VI.  The Attorney General of Alabama’s Petition to Intervene

            On May 5, 2003, the Attorney General of Alabama (the “Attorney General”) filed a Petition to Intervene in this cause.  The Attorney General did not raise any substantive issues concerning Alabama Power’s Rate Rider RE, but did express concerns regarding the Commission’s interpretation of Code §37-1-87 and the standards established by the Commission for determining when entities or individuals interested in intervening in Commission proceedings are “affected” thereby.  The Attorney General urged the Commission to institute proceedings to reassess and clarify the Commission’s position on this issue in light of the current regulatory environment.

V.  The Petition to Intervene of the Alabama Environmental Council, Inc.

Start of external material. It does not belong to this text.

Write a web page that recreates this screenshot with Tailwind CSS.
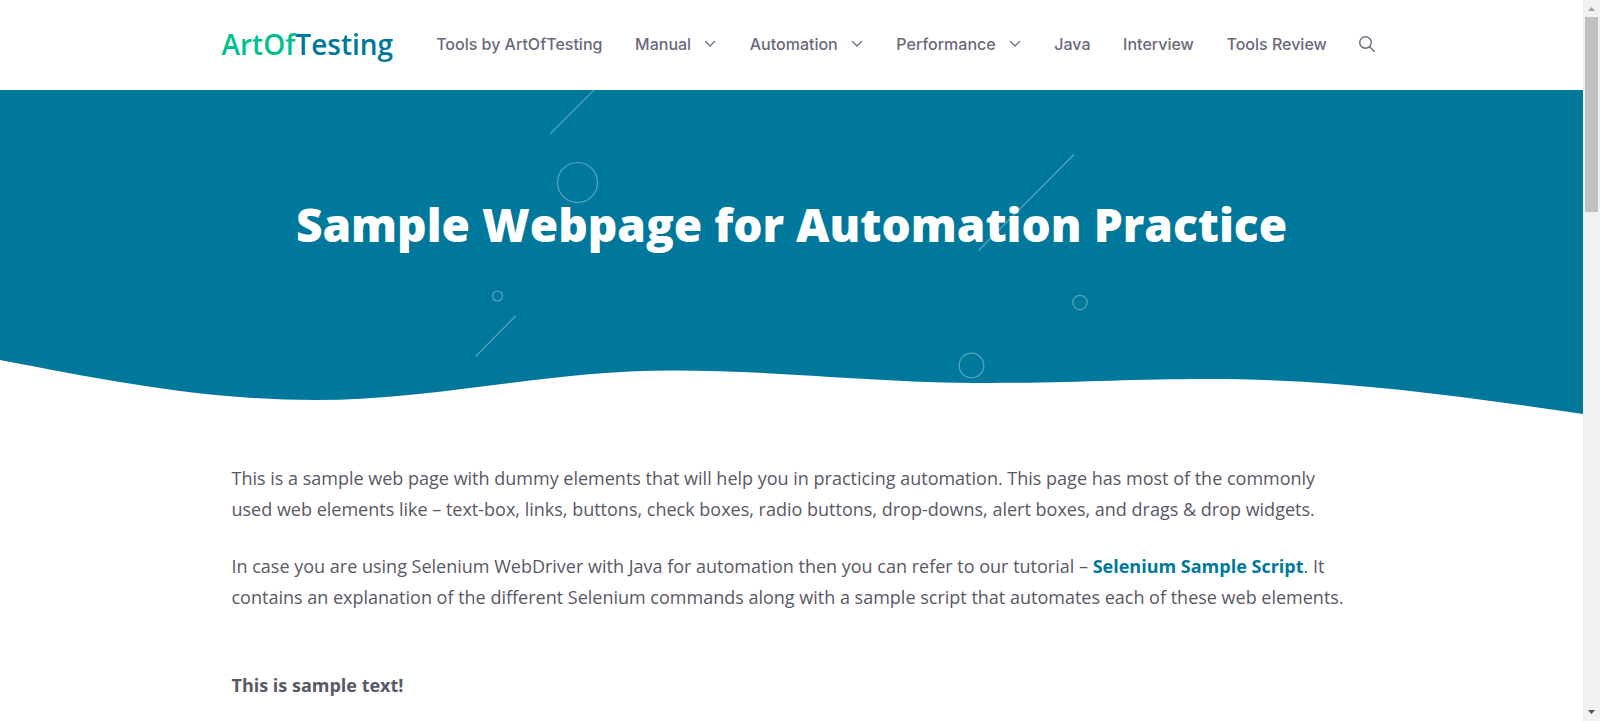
<!DOCTYPE html>
<html lang="en">
<head>
<meta charset="utf-8">
<meta name="viewport" content="width=device-width, initial-scale=1">
<title>Sample Webpage for Automation Practice - ArtOfTesting</title>
<script src="https://cdn.jsdelivr.net/npm/@tailwindcss/browser@4"></script>
</head>
<body class="flex h-screen overflow-hidden bg-white font-['Open_Sans',sans-serif] text-[18px] text-[#5a5766]">
  <div class="h-full min-w-0 flex-1 overflow-hidden">
    <header class="bg-white">
      <div class="mx-auto flex h-[90px] max-w-[1200px] items-center pr-4 pl-[30px]">
        <a href="#" class="mr-[43px] pb-0.5 text-[28px] leading-9 font-semibold text-[#00789b]"><span class="text-[#00bf8f]">ArtOf</span>Testing</a>
        <nav aria-label="Primary" class="flex flex-1 items-center justify-between pb-0.5 font-['Inter',sans-serif] text-base font-medium whitespace-nowrap text-[#6b687c]">
          <a href="#">Tools by ArtOfTesting</a>
          <a href="#" class="flex items-center gap-3">Manual
            <svg class="size-3.5" viewBox="0 0 14 14" fill="none" stroke="currentColor" stroke-width="1.2" stroke-linecap="round" stroke-linejoin="round" aria-hidden="true"><path d="M2.500 4.500 7 9 11.500 4.500"/></svg></a>
          <a href="#" class="flex items-center gap-3">Automation
            <svg class="size-3.5" viewBox="0 0 14 14" fill="none" stroke="currentColor" stroke-width="1.2" stroke-linecap="round" stroke-linejoin="round" aria-hidden="true"><path d="M2.500 4.500 7 9 11.500 4.500"/></svg></a>
          <a href="#" class="flex items-center gap-3">Performance
            <svg class="size-3.5" viewBox="0 0 14 14" fill="none" stroke="currentColor" stroke-width="1.2" stroke-linecap="round" stroke-linejoin="round" aria-hidden="true"><path d="M2.500 4.500 7 9 11.500 4.500"/></svg></a>
          <a href="#">Java</a>
          <a href="#">Interview</a>
          <a href="#">Tools Review</a>
          <button type="button" aria-label="Open search"><svg class="block size-4" viewBox="0 0 16 16" fill="none" stroke="currentColor" stroke-width="1.4" stroke-linecap="round" aria-hidden="true"><circle cx="6.5" cy="6.5" r="5.8"/><path d="M10.8 10.8 15.4 15.4"/></svg></button>
        </nav>
      </div>
    </header>

    <section class="relative flex h-[324px] justify-center overflow-hidden bg-[#00789b] pt-[102px]">
      <!-- Decorative lines and circles -->
      <svg class="absolute top-0 left-1/2 h-[324px] w-[700px] -translate-x-1/2" viewBox="442 90 700 324" fill="none" stroke="#ffffff" stroke-opacity="0.35" stroke-width="1.2" aria-hidden="true">
        <path d="M550.5 133.500 595 89M475.500 356.500 515.500 316M1074 154.500 978.500 250.500"/>
        <circle cx="577.500" cy="182.500" r="20"/>
        <circle cx="497.500" cy="296" r="5"/>
        <circle cx="1080" cy="302.500" r="7.200"/>
        <circle cx="971.500" cy="365.500" r="12.300"/>
      </svg>
      <!-- Wave along the lower edge -->
      <svg class="absolute bottom-0 left-0 h-[54px] w-full" viewBox="0 360 1583 54" preserveAspectRatio="none" fill="#ffffff" aria-hidden="true">
        <path d="M0 360C110 381 205 400 315 400C437 400 545 370.500 673 370.500C780 370.500 870 383 989 383C1070 383 1130 379 1208 379C1340 379 1460 396 1583 414L1583 415L0 415Z"/>
      </svg>
      <h1 class="relative text-center text-[46px] leading-[64px] font-extrabold text-white">Sample Webpage for Automation Practice</h1>
    </section>

    <main class="mx-auto max-w-[1200px] px-10 pt-[49px] leading-[31px]">
      <p class="mb-[26px]">This is a sample web page with dummy elements that will help you in practicing automation. This page has most of the commonly<br>used web elements like – text-box, links, buttons, check boxes, radio buttons, drop-downs, alert boxes, and drags &amp; drop widgets.</p>
      <p class="mb-[57px]">In case you are using Selenium WebDriver with Java for automation then you can refer to our tutorial – <a href="#" class="font-bold text-[#00789b]">Selenium Sample Script</a>. It<br>contains an explanation of the different Selenium commands along with a sample script that automates each of these web elements.</p>
      <p class="font-bold">This is sample text!</p>
    </main>
  </div>

  <!-- Window scrollbar -->
  <aside aria-label="Scrollbar" class="flex w-[17px] shrink-0 flex-col items-center bg-[#f1f1f1]">
    <svg class="h-[17px] w-[17px] shrink-0" viewBox="0 0 17 17" fill="#a3a3a3" aria-hidden="true"><path d="M5 11 8.500 7 12 11Z"/></svg>
    <div class="h-[27%] w-[13px] bg-[#c1c1c1]"></div>
    <svg class="mt-auto h-[17px] w-[17px] shrink-0" viewBox="0 0 17 17" fill="#505050" aria-hidden="true"><path d="M5 6 8.500 10 12 6Z"/></svg>
  </aside>
</body>
</html>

            Following the conclusion of the May 6, 2003 monthly meeting of the Commission at which this matter was formally addressed, the Commission received a Petition to Intervene in this matter from the Alabama Environmental Council, Inc. (“AEC”).  AEC raised essentially the same issues that were raised by Southern Alliance, but further alleged that AEC and its members are ratepayers of Alabama Power.

VI.  Discussion

 

            Alabama Power is correct in pointing out that the Supreme Court of Alabama has long held that a party attempting to intervene pursuant to Code §37-1-87 must demonstrate that it has a “personal interest in the subject matter, and not a mere public interest in common with the general public.”[7]  In the present case, Southern Alliance maintains that it has Alabama members who are customers of Alabama Power, but none of those individuals are identified.  Further, it is unclear as to whether those Alabama consumers who are allegedly members of Southern Alliance have knowledge of Southern Alliance’s intervention in Alabama Power’s Rate Rider RE.  Given those fatal deficiencies in Southern Alliance’s Petition to Intervene, a ruling granting Southern Alliance’s Petition would be contrary to Alabama law as well as the precedent of this Commission as cited by Alabama Power.  Alabama Power’s arguments in this regard are further supported by the fact that Rate Rider RE is a purely optional rider requiring the affirmative election of Alabama Power customers.  We accordingly conclude that Southern Alliance failed to satisfactorily demonstrate that it would be “affected” by the proposed Rate Rider RE as required by Code §37-1-87.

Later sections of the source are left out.